Information provided
'''

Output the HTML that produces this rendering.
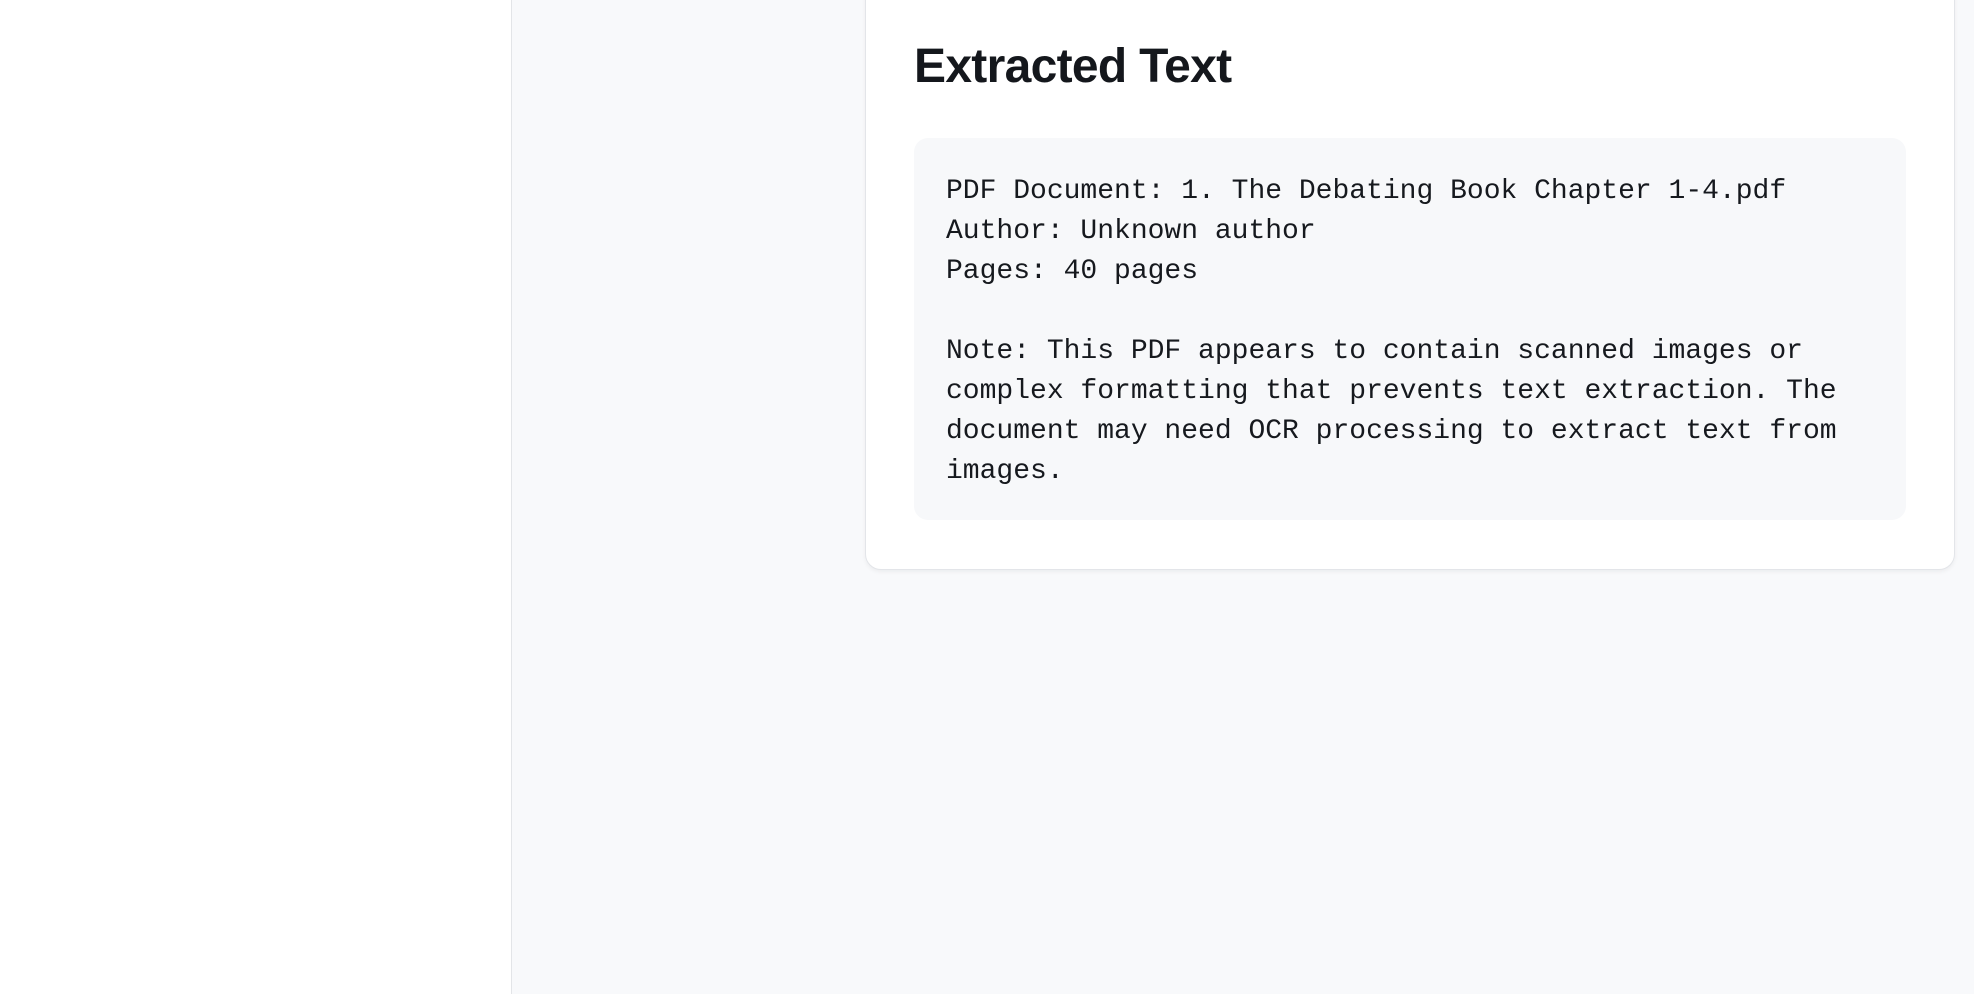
<!DOCTYPE html>
<html><head><meta charset="utf-8"><style>
html,body{margin:0;padding:0;width:1974px;height:994px;overflow:hidden;background:#f8f9fb;font-family:"Liberation Sans",sans-serif;}
.side{position:absolute;left:0;top:0;width:511px;height:994px;background:#fff;border-right:1px solid #e3e5e8;}
.card{position:absolute;left:865px;top:-30px;width:1088px;height:598px;background:#fff;border:1px solid #e3e5e9;border-radius:16px;box-shadow:0 2px 4px rgba(0,0,0,0.05);}
h1{position:absolute;left:914px;top:38px;margin:0;font-size:48px;line-height:58px;font-weight:bold;letter-spacing:-0.7px;color:#14171c;}
.box{position:absolute;left:914px;top:138px;width:992px;height:382px;background:#f7f8fa;border-radius:14px;}
pre{position:absolute;left:946px;top:172px;margin:0;font-family:"Liberation Mono",monospace;font-size:28px;line-height:40px;color:#16191e;}
</style></head><body>
<div class="side"></div>
<div class="card"></div>
<h1>Extracted Text</h1>
<div class="box"></div>
<pre>PDF Document: 1. The Debating Book Chapter 1-4.pdf
Author: Unknown author
Pages: 40 pages

Note: This PDF appears to contain scanned images or
complex formatting that prevents text extraction. The
document may need OCR processing to extract text from
images.</pre>
</body></html>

'''

Aim of the task
Make an exact reproduction of the listing above, without any pictures.

Result for this exercise
Output the HTML that produces this rendering.
<!DOCTYPE html>
<html><head><meta charset="utf-8"><style>
html,body{margin:0;padding:0;width:1974px;height:994px;overflow:hidden;background:#f8f9fb;font-family:"Liberation Sans",sans-serif;}
.side{position:absolute;left:0;top:0;width:511px;height:994px;background:#fff;border-right:1px solid #e3e5e8;}
.card{position:absolute;left:865px;top:-30px;width:1088px;height:598px;background:#fff;border:1px solid #e3e5e9;border-radius:16px;box-shadow:0 2px 4px rgba(0,0,0,0.05);}
h1{position:absolute;left:914px;top:38px;margin:0;font-size:48px;line-height:58px;font-weight:bold;letter-spacing:-0.7px;color:#14171c;}
.box{position:absolute;left:914px;top:138px;width:992px;height:382px;background:#f7f8fa;border-radius:14px;}
pre{position:absolute;left:946px;top:172px;margin:0;font-family:"Liberation Mono",monospace;font-size:28px;line-height:40px;color:#16191e;}
</style></head><body>
<div class="side"></div>
<div class="card"></div>
<h1>Extracted Text</h1>
<div class="box"></div>
<pre>PDF Document: 1. The Debating Book Chapter 1-4.pdf
Author: Unknown author
Pages: 40 pages

Note: This PDF appears to contain scanned images or
complex formatting that prevents text extraction. The
document may need OCR processing to extract text from
images.</pre>
</body></html>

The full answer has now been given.